By JOHN KAGECHE
In Summary
- Information is no longer a single lane, from seller to buyer. It is now a dual carriage way and the buyer’s side has eight lanes (and growing) while the seller’s is still one.
Make a customer not a sale. I stumbled upon this quote and found that the six words crystallised the essence of selling today.
Today, more than ever, the customer is spoilt for
information and choice. We take it for granted, but before the Internet,
the only source of information was the seller. If I wanted to travel to
the Maldives, I would first look it up in the Atlas (remember, the
Atlas?).
I would then go to a travel agent who would, after
asking me my preferred dates of travel, consult his computer and present
me with a print- out of flights available complete with routes and
respective fares. The only second opinion I had was another travel
agent.
Today, the first opinion is the Internet (cheap
flights) and for accommodation, as a foreigner, nothing beats my
Facebook friend in Nairobi who tells me about hostels in South B that
don’t show up in my Internet search in New York and my travel agent is
clueless about.
Information is no longer a single lane, from seller
to buyer. It is now a dual carriage way and the buyer’s side has eight
lanes (and growing) while the seller’s is still one. Purely making a
sale is no longer sustainable. Making a customer is.
And making a customer calls for new skills. And the
reason why they are new is because they were hitherto considered time
wasting. After all, where else will the customer go?
Before, the answer to that was “the competition.”

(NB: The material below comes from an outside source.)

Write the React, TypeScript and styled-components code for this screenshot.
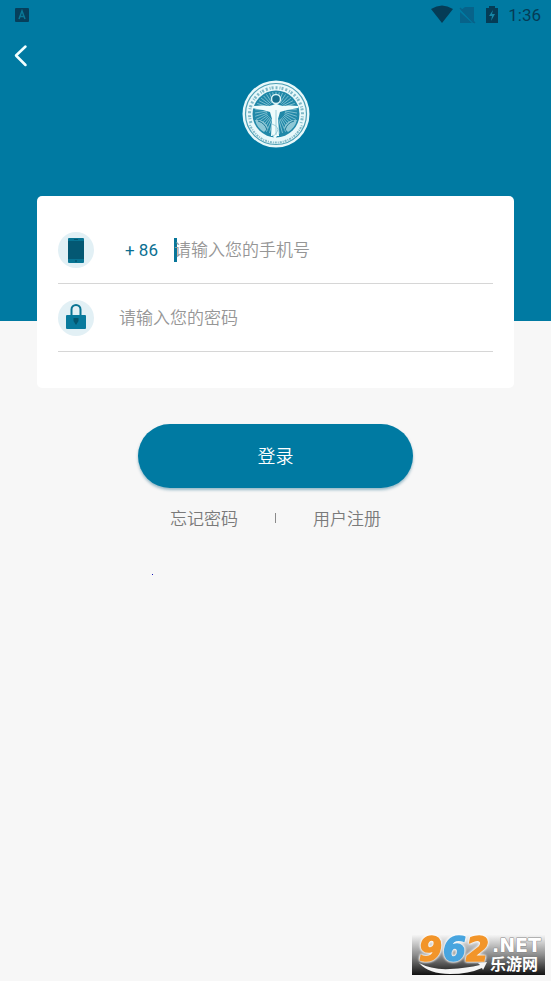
import React from "react";
import styled, { createGlobalStyle } from "styled-components";

const teal = "#007aa2";
const cjk = '"Noto Sans CJK SC", sans-serif';

const GlobalStyle = createGlobalStyle`
  * { box-sizing: border-box; }
  body {
    margin: 0;
    background: #f7f7f7;
    font-family: Roboto, ${cjk};
  }
`;

const Page = styled.div`
  position: relative;
  min-height: 100vh;
`;

const Header = styled.header`
  height: 321px;
  background: ${teal};
`;

const StatusBar = styled.div`
  display: flex;
  align-items: center;
  justify-content: space-between;
  height: 30px;
  padding: 0 10px 0 15px;
  color: #053c56;
`;

const StatusGroup = styled.div`
  display: flex;
  align-items: center;
  gap: 9px;
`;

const Clock = styled.time`
  font-size: 17px;
  line-height: 20px;
`;

const BackButton = styled.button`
  display: block;
  width: 42px;
  height: 50px;
  padding: 0;
  border: 0;
  background: none;
  svg { display: block; }
`;

const Logo = styled.svg`
  display: block;
  width: 68px;
  height: 68px;
  margin: 0 auto;
`;

const Form = styled.form`
  margin-top: -125px;
`;

const Card = styled.div`
  margin: 0 37px;
  padding: 20px 21px 36px;
  border-radius: 5px;
  background: #fff;
`;

const Field = styled.label`
  display: flex;
  align-items: center;
  height: 68px;
  border-bottom: 1px solid #d6d6d6;
`;

const Badge = styled.span`
  flex: none;
  width: 36px;
  height: 36px;
  margin-right: 25px;
  border-radius: 50%;
  background: #e2f0f5;
  svg { display: block; }
`;

const CountryCode = styled.span`
  flex: none;
  width: 55px;
  padding-left: 6px;
  color: #0b6f91;
  font-size: 17px;
`;

const Caret = styled.span`
  flex: none;
  width: 3px;
  height: 24px;
  margin-right: -3px;
  background: #08769a;
`;

const Input = styled.input`
  flex: 1;
  min-width: 0;
  height: 32px;
  padding: 0 0 2px;
  border: 0;
  outline: 0;
  background: none;
  color: #333;
  font-family: ${cjk};
  font-size: 17px;
  font-weight: 350;
  &::placeholder { color: #969696; opacity: 1; }
`;

const LoginButton = styled.button`
  display: block;
  width: 50%;
  height: 64px;
  margin: 36px auto 0;
  padding: 0 0 2px;
  border: 0;
  border-radius: 32px;
  background: ${teal};
  box-shadow: 0 2px 3px rgba(0, 90, 125, 0.4);
  color: #fff;
  font-family: ${cjk};
  font-size: 18px;
  font-weight: 350;
`;

const Links = styled.nav`
  display: flex;
  align-items: center;
  justify-content: center;
  gap: 37px;
  margin-top: 18px;
`;

const TextLink = styled.a`
  color: #7a7a7a;
  font-family: ${cjk};
  font-size: 17px;
  font-weight: 350;
  line-height: 24px;
  text-decoration: none;
`;

const Divider = styled.span`
  width: 1px;
  height: 10px;
  background: #8a8a8a;
`;

const Dot = styled.div`
  width: 1px;
  height: 1px;
  margin: 44px 0 0 152px;
  background: #1414b8;
`;

const Watermark = styled.svg`
  position: absolute;
  right: 6px;
  bottom: 6px;
  width: 133px;
  height: 40px;
  overflow: visible;
`;

const Digits = styled.g`
  filter: drop-shadow(0 0 1px #fff) drop-shadow(0 0 1px #fff);
`;

const rays = Array.from({ length: 40 }, (_, i) => {
  const a = (i * Math.PI) / 20;
  return {
    x1: 34 + 9 * Math.cos(a),
    y1: 31 + 9 * Math.sin(a),
    x2: 34 + 21 * Math.cos(a),
    y2: 33 + 21 * Math.sin(a),
  };
});

function Emblem() {
  return (
    <Logo viewBox="0 0 68 68" role="img" aria-label="校徽">
      <circle cx="34" cy="34" r="33.500" fill="#e8f8fa" />
      <circle cx="34" cy="34" r="30.500" fill="none" stroke="#4d9fb5" strokeWidth="1.200" />
      <path d="M9 43A26.500 26.500 0 1 1 59 43" fill="none" stroke="#7fb9c8" strokeWidth="3" strokeDasharray="2 2 1 1 2 2" />
      <path d="M8 45A28 28 0 0 0 60 45" fill="none" stroke="#7fb9c8" strokeWidth="2" strokeDasharray="1 1 2 1" />
      <circle cx="34" cy="34" r="23.500" fill="#2088a8" />
      <g stroke="#a3d4df" strokeWidth="0.700">
        {rays.map((r, i) => (
          <line key={i} {...r} />
        ))}
      </g>
      <path d="M13 40q10-1 13 8l-4 4q-7-4-9-12M55 40q-10-1-13 8l4 4q7-4 9-12" fill="#8fc8d6" />
      <path d="M16 41q7 2 9 9M52 41q-7 2-9 9" fill="none" stroke="#1b7896" />
      <circle cx="34" cy="19" r="4.500" fill="#146f8e" stroke="#d9f3f6" strokeWidth="1.500" />
      <path d="M12 26q8-1 15 0l4-1q3-2 6 0l4 1q7-1 15 0v2l-11 2-7 2-2 7 1 17h-2l-2 3-2-3h-2l1-17-2-7-7-2-12-2z" fill="#effcfc" />
      <path d="M34 30v25M30 44q8 3 5 8t-5 3" fill="none" stroke="#8cc4d3" strokeWidth="0.800" />
    </Logo>
  );
}

function StatusIcons() {
  return (
    <svg width="68" height="20" viewBox="0 0 68 20" aria-hidden="true">
      <path d="M0 4q11-7 22 0L11 18z" fill="currentColor" />
      <path d="M34 2h9v16h-1L30 5zM29 7l12 11H29z" fill="#07638a" />
      <path d="M29 3l15 15" stroke="#07638a" strokeWidth="1.500" />
      <path d="M58 1h6v2h3v15H55V3h3z" fill="currentColor" />
      <path d="M62 5l-4 6h3l-1 5 4-7h-3z" fill="#1685a5" />
    </svg>
  );
}

export default function App() {
  return (
    <Page>
      <GlobalStyle />
      <Header>
        <StatusBar>
          <svg width="14" height="14" viewBox="0 0 14 14" aria-hidden="true">
            <rect width="14" height="14" rx="1" fill="#063f5b" />
            <path d="M4 11l3-8 3 8M5 8.500h4" fill="none" stroke="#0a7897" strokeWidth="1.500" />
          </svg>
          <StatusGroup>
            <StatusIcons />
            <Clock>1:36</Clock>
          </StatusGroup>
        </StatusBar>
        <BackButton type="button" aria-label="返回">
          <svg width="42" height="50" viewBox="0 0 42 50">
            <path d="M25.500 16.500L16 25.500l9.500 9.500" fill="none" stroke="#f2ffff" strokeWidth="2.500" strokeLinecap="round" strokeLinejoin="round" />
          </svg>
        </BackButton>
        <Emblem />
      </Header>
      <Form onSubmit={(e: React.FormEvent) => e.preventDefault()}>
        <Card>
          <Field>
            <Badge>
              <svg width="36" height="36" viewBox="0 0 36 36" aria-hidden="true">
                <rect x="10" y="6" width="16" height="25" rx="1" fill="#087493" />
                <path d="M10 9h16v18H10z" fill="#045873" />
                <circle cx="18" cy="29" r="1" fill="#04566f" />
                <path d="M16 7.500h4" stroke="#04566f" />
              </svg>
            </Badge>
            <CountryCode>+ 86</CountryCode>
            <Caret />
            <Input type="tel" placeholder="请输入您的手机号" aria-label="手机号" />
          </Field>
          <Field>
            <Badge>
              <svg width="36" height="36" viewBox="0 0 36 36" aria-hidden="true">
                <path d="M13.500 16V9.500a4.500 4.500 0 0 1 9 0V16" fill="none" stroke="#087493" strokeWidth="2" />
                <rect x="8" y="15" width="20" height="14" rx="1" fill="#087a9d" />
                <path d="M15.500 18h5v3L18 25l-2.500-4z" fill="#04566f" />
              </svg>
            </Badge>
            <Input type="password" placeholder="请输入您的密码" aria-label="密码" />
          </Field>
        </Card>
        <LoginButton type="submit">登录</LoginButton>
      </Form>
      <Links>
        <TextLink href="#forgot">忘记密码</TextLink>
        <Divider />
        <TextLink href="#register">用户注册</TextLink>
      </Links>
      <Dot />
      <Watermark viewBox="0 0 133 40" role="img" aria-label="962.NET 乐游网">
        <defs>
          <linearGradient id="shade" x1="0" y1="0" x2="0" y2="1">
            <stop offset="0" stopColor="#f5f5f5" />
            <stop offset="0.500" stopColor="#8d8d8d" />
            <stop offset="1" stopColor="#111" />
          </linearGradient>
        </defs>
        <rect width="133" height="40" fill="url(#shade)" />
        <g fontFamily="DejaVu Sans" fontWeight="bold" strokeLinejoin="round">
          <Digits fontSize="33" fontStyle="italic" strokeWidth="1.500">
            <text x="7" y="26" fill="#f2952a" stroke="#f2952a">9</text>
            <text x="31" y="26" fill="#48a5df" stroke="#48a5df">6</text>
            <text x="54" y="26" fill="#f2952a" stroke="#f2952a">2</text>
          </Digits>
          <text x="80" y="17" fontSize="19" fill="#fff" paintOrder="stroke" stroke="#888" strokeWidth="1">.NET</text>
        </g>
        <path d="M7 28q13 7 31 6 17-1 30-4l-2-2 9-1-4 8-1-2q-13 6-32 6-21 0-31-11z" fill="#f5f5f5" />
        <text x="78" y="35" fontFamily="Noto Sans CJK SC" fontWeight="bold" fontSize="16" fill="#fff">乐游网</text>
      </Watermark>
    </Page>
  );
}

And the seller would reason, we are the cheapest, or fastest or most
reliable. Let them go, “watarudi tu”(they’ll return).
Now they have more information than you have. By
the time you are pitching for the job to install your new software, the
buyer has sourced quotes not merely from the competition locally but
from India and China too. The skills that will carry you through are not
the razzmatazz of information over load.
What will work for you is approaching the sale as a
marriage not a fling. Go into it for the long term not short. This
means patience, education, integrity. Patience because the buyer is
defensive- you made him so. How?
Over the years, selling has become a fear-based
relationship. Several unfortunate experiences later, buyers fear they
are being talked into buying something that’s not right for them; they
fear they are making foolish decisions because they lack information.
It requires patience for the buyer to open up to
you; to trust you. That may explain why the huge account you have just
landed for your IT firm, has only ordered a cartridge after two
months-they are testing you. Impatience will see you fail.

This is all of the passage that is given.